begin MATERIAL

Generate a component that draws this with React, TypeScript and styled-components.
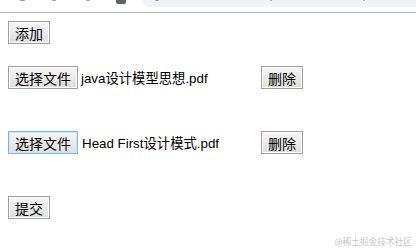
import React from 'react';
import styled, { createGlobalStyle } from 'styled-components';

const GlobalStyle = createGlobalStyle`
  html, body {
    margin: 0;
    padding: 0;
    background: #fff;
  }
  body {
    font-family: Arial, "Liberation Sans", "Noto Sans CJK SC", sans-serif;
    font-size: 13.33px;
    color: #000;
  }
`;

const Page = styled.div`
  position: relative;
  width: 416px;
  height: 251px;
  overflow: hidden;
  background: #fff;
`;

const Chrome = styled.div`
  display: flex;
  height: 12px;
  border-bottom: 1px solid #bababa;
  box-sizing: content-box;
`;

const ChromeIcons = styled.div`
  display: flex;
  align-items: flex-start;
  width: 142px;
  height: 12px;
`;

const IconStub = styled.span<{ $left: number; $w: number; $h: number; $dark?: boolean }>`
  display: block;
  flex: none;
  margin-left: ${(p) => p.$left}px;
  width: ${(p) => p.$w}px;
  height: ${(p) => p.$h}px;
  background: ${(p) => (p.$dark ? '#5f6368' : '#9aa0a6')};
  border-radius: 0 0 2px 2px;
`;

const AddressBar = styled.div`
  flex: 1;
  height: 7px;
  background: #f1f3f4;
  border-bottom-left-radius: 8px;
  display: flex;
  align-items: flex-start;
`;

const Content = styled.div`
  display: flex;
  flex-direction: column;
  align-items: flex-start;
  padding: 8px 8px 0;
`;

const Button = styled.button<{ $focused?: boolean }>`
  font-family: "Noto Sans CJK SC", "Liberation Sans", sans-serif;
  font-size: 14px;
  line-height: 16px;
  color: #000;
  height: 23px;
  padding: 0 6px;
  margin: 0;
  border: 1px solid ${(p) => (p.$focused ? '#7eb4ea' : '#a0a0a0')};
  border-radius: 0;
  background: linear-gradient(#f6f6f6, #dedede);
  box-shadow: ${(p) => (p.$focused ? 'inset 0 0 0 1px #cde3f7' : 'inset 0 0 0 1px #fcfcfc')};
  cursor: default;
`;

const FileRow = styled.div<{ $top: number }>`
  display: flex;
  align-items: center;
  margin-top: ${(p) => p.$top}px;
  height: 23px;
`;

const FileField = styled.div`
  display: flex;
  align-items: center;
  width: 253px;
`;

const FileName = styled.span<{ $indent: number }>`
  margin-left: ${(p) => p.$indent}px;
  font-family: Arial, "Liberation Sans", "Noto Sans CJK SC", sans-serif;
  font-size: 13.33px;
  white-space: nowrap;
`;

const Watermark = styled.div`
  position: absolute;
  right: 4px;
  bottom: 3px;
  font-family: "Noto Sans CJK SC", sans-serif;
  font-size: 8.7px;
  color: #c8c8c8;
`;

const files = [
  { name: 'java设计模型思想.pdf', indent: 3, top: 22, focused: false },
  { name: 'Head First设计模式.pdf', indent: 4, top: 42, focused: true },
];

export default function App() {
  return (
    <Page>
      <GlobalStyle />
      <Chrome>
        <ChromeIcons>
          <IconStub $left={20} $w={5} $h={1} />
          <IconStub $left={27} $w={4} $h={1} />
          <IconStub $left={30} $w={4} $h={1} />
          <IconStub $left={26} $w={10} $h={4} $dark />
        </ChromeIcons>
        <AddressBar>
          <IconStub $left={13} $w={4} $h={1} />
          <IconStub $left={111} $w={2} $h={1} />
          <IconStub $left={91} $w={2} $h={1} />
        </AddressBar>
      </Chrome>
      <Content>
        <Button>添加</Button>
        {files.map((f) => (
          <FileRow key={f.name} $top={f.top}>
            <FileField>
              <Button $focused={f.focused}>选择文件</Button>
              <FileName $indent={f.indent}>{f.name}</FileName>
            </FileField>
            <Button>删除</Button>
          </FileRow>
        ))}
        <FileRow $top={42}>
          <Button>提交</Button>
        </FileRow>
      </Content>
      <Watermark>@稀土掘金技术社区</Watermark>
    </Page>
  );
}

end MATERIAL

## WRITTEN REQUEST
Omit every picture, then repeat the remaining data exactly as it appears above.

## FINAL ANSWER
Generate a component that draws this with React, TypeScript and styled-components.
import React from 'react';
import styled, { createGlobalStyle } from 'styled-components';

const GlobalStyle = createGlobalStyle`
  html, body {
    margin: 0;
    padding: 0;
    background: #fff;
  }
  body {
    font-family: Arial, "Liberation Sans", "Noto Sans CJK SC", sans-serif;
    font-size: 13.33px;
    color: #000;
  }
`;

const Page = styled.div`
  position: relative;
  width: 416px;
  height: 251px;
  overflow: hidden;
  background: #fff;
`;

const Chrome = styled.div`
  display: flex;
  height: 12px;
  border-bottom: 1px solid #bababa;
  box-sizing: content-box;
`;

const ChromeIcons = styled.div`
  display: flex;
  align-items: flex-start;
  width: 142px;
  height: 12px;
`;

const IconStub = styled.span<{ $left: number; $w: number; $h: number; $dark?: boolean }>`
  display: block;
  flex: none;
  margin-left: ${(p) => p.$left}px;
  width: ${(p) => p.$w}px;
  height: ${(p) => p.$h}px;
  background: ${(p) => (p.$dark ? '#5f6368' : '#9aa0a6')};
  border-radius: 0 0 2px 2px;
`;

const AddressBar = styled.div`
  flex: 1;
  height: 7px;
  background: #f1f3f4;
  border-bottom-left-radius: 8px;
  display: flex;
  align-items: flex-start;
`;

const Content = styled.div`
  display: flex;
  flex-direction: column;
  align-items: flex-start;
  padding: 8px 8px 0;
`;

const Button = styled.button<{ $focused?: boolean }>`
  font-family: "Noto Sans CJK SC", "Liberation Sans", sans-serif;
  font-size: 14px;
  line-height: 16px;
  color: #000;
  height: 23px;
  padding: 0 6px;
  margin: 0;
  border: 1px solid ${(p) => (p.$focused ? '#7eb4ea' : '#a0a0a0')};
  border-radius: 0;
  background: linear-gradient(#f6f6f6, #dedede);
  box-shadow: ${(p) => (p.$focused ? 'inset 0 0 0 1px #cde3f7' : 'inset 0 0 0 1px #fcfcfc')};
  cursor: default;
`;

const FileRow = styled.div<{ $top: number }>`
  display: flex;
  align-items: center;
  margin-top: ${(p) => p.$top}px;
  height: 23px;
`;

const FileField = styled.div`
  display: flex;
  align-items: center;
  width: 253px;
`;

const FileName = styled.span<{ $indent: number }>`
  margin-left: ${(p) => p.$indent}px;
  font-family: Arial, "Liberation Sans", "Noto Sans CJK SC", sans-serif;
  font-size: 13.33px;
  white-space: nowrap;
`;

const Watermark = styled.div`
  position: absolute;
  right: 4px;
  bottom: 3px;
  font-family: "Noto Sans CJK SC", sans-serif;
  font-size: 8.7px;
  color: #c8c8c8;
`;

const files = [
  { name: 'java设计模型思想.pdf', indent: 3, top: 22, focused: false },
  { name: 'Head First设计模式.pdf', indent: 4, top: 42, focused: true },
];

export default function App() {
  return (
    <Page>
      <GlobalStyle />
      <Chrome>
        <ChromeIcons>
          <IconStub $left={20} $w={5} $h={1} />
          <IconStub $left={27} $w={4} $h={1} />
          <IconStub $left={30} $w={4} $h={1} />
          <IconStub $left={26} $w={10} $h={4} $dark />
        </ChromeIcons>
        <AddressBar>
          <IconStub $left={13} $w={4} $h={1} />
          <IconStub $left={111} $w={2} $h={1} />
          <IconStub $left={91} $w={2} $h={1} />
        </AddressBar>
      </Chrome>
      <Content>
        <Button>添加</Button>
        {files.map((f) => (
          <FileRow key={f.name} $top={f.top}>
            <FileField>
              <Button $focused={f.focused}>选择文件</Button>
              <FileName $indent={f.indent}>{f.name}</FileName>
            </FileField>
            <Button>删除</Button>
          </FileRow>
        ))}
        <FileRow $top={42}>
          <Button>提交</Button>
        </FileRow>
      </Content>
      <Watermark>@稀土掘金技术社区</Watermark>
    </Page>
  );
}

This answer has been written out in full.